THE RECORDS
==============================

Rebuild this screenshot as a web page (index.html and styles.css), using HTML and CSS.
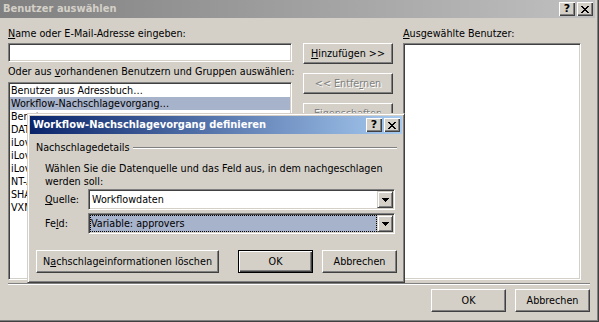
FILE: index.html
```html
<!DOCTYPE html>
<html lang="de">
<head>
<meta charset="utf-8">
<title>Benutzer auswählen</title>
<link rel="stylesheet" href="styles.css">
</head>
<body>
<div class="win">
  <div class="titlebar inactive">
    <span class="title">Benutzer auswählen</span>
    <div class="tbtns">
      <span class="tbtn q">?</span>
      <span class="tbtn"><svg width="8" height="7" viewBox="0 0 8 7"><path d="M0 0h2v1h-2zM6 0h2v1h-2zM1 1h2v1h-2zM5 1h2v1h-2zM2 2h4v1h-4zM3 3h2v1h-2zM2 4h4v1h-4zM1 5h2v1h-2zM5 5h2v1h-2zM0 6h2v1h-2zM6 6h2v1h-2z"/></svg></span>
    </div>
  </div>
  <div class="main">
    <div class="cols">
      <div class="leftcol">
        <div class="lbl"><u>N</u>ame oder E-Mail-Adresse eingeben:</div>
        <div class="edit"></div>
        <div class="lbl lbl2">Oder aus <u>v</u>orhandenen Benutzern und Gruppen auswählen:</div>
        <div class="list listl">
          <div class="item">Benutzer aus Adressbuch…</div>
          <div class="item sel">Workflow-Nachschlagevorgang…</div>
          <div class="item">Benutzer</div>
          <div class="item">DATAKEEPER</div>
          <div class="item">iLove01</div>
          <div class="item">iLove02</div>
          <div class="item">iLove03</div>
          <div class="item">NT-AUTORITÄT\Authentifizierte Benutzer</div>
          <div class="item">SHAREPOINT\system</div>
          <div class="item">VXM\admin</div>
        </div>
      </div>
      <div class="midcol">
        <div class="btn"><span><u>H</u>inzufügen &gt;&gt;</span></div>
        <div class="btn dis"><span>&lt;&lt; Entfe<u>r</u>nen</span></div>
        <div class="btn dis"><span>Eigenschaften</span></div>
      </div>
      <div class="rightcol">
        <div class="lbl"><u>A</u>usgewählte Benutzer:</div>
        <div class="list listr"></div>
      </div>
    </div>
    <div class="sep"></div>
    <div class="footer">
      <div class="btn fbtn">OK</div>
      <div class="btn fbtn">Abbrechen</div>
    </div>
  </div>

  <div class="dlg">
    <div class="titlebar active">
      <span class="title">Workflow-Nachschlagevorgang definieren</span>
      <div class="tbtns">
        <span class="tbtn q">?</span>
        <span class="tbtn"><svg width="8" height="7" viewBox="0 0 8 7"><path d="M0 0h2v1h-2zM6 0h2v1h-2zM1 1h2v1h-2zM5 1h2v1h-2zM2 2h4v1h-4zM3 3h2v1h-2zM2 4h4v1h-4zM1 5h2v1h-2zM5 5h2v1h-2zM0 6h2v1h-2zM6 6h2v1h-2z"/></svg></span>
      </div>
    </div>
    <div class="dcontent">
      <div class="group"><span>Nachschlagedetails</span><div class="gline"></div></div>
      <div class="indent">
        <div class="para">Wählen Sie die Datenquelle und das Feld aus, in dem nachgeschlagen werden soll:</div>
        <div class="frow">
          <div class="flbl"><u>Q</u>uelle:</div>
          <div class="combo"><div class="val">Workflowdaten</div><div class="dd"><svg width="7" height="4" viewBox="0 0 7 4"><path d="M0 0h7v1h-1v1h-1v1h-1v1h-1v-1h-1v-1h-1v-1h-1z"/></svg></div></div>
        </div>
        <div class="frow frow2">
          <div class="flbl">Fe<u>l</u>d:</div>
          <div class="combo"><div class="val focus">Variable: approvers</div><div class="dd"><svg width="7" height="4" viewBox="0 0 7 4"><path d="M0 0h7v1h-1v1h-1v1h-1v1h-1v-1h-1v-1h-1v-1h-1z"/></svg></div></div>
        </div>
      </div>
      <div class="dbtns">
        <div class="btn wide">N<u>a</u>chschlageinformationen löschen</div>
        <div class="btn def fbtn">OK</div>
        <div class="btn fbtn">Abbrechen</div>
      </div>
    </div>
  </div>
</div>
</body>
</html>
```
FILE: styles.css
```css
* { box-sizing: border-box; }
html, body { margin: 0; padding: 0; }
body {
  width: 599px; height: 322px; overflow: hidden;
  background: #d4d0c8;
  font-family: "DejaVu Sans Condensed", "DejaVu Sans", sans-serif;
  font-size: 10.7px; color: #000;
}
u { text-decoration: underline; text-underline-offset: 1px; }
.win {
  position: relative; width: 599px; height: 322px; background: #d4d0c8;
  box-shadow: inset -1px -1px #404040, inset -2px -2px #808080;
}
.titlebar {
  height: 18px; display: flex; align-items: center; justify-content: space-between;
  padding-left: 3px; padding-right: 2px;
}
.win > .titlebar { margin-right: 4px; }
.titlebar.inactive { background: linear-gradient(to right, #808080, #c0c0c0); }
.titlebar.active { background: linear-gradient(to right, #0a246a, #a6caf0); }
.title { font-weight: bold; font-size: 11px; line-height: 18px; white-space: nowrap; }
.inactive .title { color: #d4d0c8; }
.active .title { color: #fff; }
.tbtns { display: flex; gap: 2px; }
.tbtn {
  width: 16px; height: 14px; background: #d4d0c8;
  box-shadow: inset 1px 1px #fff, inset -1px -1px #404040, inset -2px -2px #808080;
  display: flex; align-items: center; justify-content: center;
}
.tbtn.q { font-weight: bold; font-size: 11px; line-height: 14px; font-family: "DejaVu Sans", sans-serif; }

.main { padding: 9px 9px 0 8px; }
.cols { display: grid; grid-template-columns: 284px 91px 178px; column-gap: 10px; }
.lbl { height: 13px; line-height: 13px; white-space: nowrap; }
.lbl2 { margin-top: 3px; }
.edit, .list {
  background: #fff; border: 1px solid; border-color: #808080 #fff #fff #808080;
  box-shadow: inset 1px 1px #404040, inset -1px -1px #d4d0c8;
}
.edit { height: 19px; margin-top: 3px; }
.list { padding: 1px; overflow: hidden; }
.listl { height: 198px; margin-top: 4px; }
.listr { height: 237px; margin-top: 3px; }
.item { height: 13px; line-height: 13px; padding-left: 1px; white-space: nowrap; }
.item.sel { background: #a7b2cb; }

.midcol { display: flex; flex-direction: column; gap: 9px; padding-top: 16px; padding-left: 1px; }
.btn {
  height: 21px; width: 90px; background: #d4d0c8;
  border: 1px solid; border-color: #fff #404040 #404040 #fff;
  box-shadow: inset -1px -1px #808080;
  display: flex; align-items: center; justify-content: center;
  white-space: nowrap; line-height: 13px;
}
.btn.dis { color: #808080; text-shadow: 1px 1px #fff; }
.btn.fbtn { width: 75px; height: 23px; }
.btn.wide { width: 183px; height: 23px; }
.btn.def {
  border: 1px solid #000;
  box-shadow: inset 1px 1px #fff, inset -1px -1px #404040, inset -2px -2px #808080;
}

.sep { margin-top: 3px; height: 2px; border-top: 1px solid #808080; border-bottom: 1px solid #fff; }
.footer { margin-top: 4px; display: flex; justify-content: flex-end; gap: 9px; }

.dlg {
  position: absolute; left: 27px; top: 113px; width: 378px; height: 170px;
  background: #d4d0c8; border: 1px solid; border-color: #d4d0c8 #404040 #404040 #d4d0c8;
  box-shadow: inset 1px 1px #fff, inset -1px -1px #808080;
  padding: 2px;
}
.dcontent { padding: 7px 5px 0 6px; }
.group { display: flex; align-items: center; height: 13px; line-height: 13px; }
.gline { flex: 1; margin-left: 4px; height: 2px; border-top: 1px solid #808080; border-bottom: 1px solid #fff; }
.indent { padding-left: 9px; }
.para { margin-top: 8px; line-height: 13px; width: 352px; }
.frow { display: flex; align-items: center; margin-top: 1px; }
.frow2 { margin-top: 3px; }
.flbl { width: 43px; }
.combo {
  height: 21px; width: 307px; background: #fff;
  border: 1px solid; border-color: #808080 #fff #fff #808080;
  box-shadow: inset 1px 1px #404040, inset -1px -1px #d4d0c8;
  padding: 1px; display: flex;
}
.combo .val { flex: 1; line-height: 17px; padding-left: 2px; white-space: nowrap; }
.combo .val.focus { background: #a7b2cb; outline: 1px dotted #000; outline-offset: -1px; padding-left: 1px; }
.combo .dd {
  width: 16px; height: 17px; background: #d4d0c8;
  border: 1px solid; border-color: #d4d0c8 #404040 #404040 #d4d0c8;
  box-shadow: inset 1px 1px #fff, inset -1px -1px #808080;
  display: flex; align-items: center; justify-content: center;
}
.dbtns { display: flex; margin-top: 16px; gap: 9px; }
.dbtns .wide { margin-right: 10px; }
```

==============================

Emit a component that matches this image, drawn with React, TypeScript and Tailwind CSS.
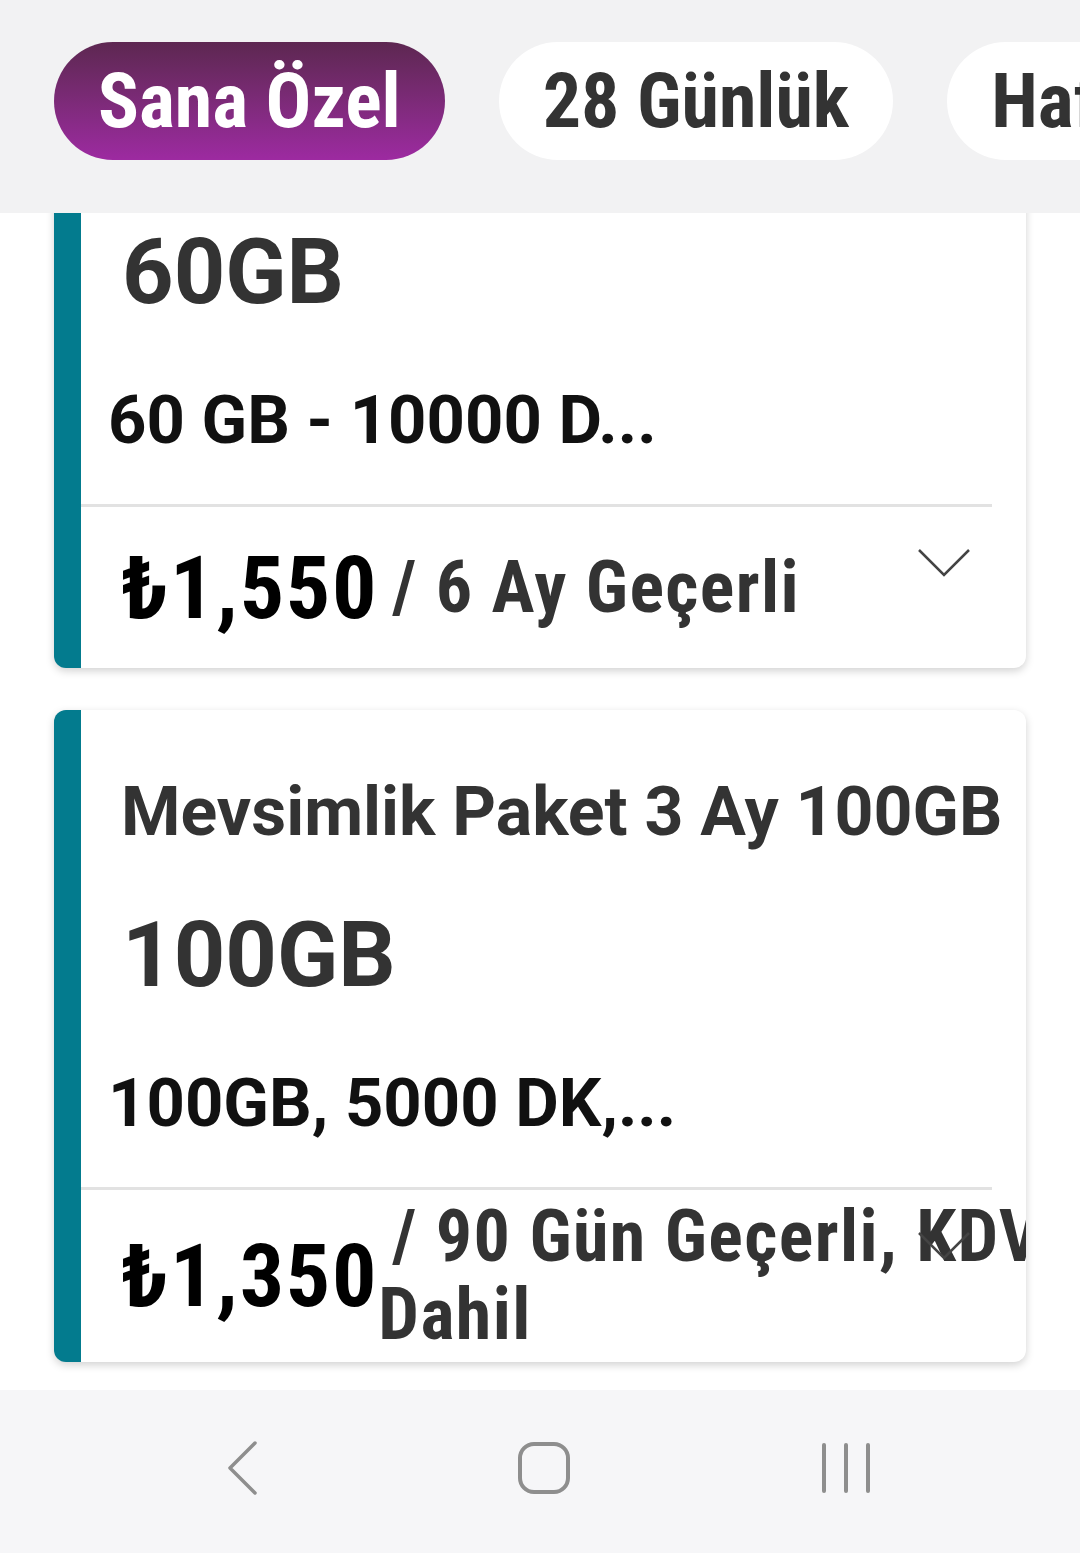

==============================

Track down all lines above with the string "this" and copy them.

Rebuild this screenshot as a web page (index.html and styles.css), using HTML and CSS.
Emit a component that matches this image, drawn with React, TypeScript and Tailwind CSS.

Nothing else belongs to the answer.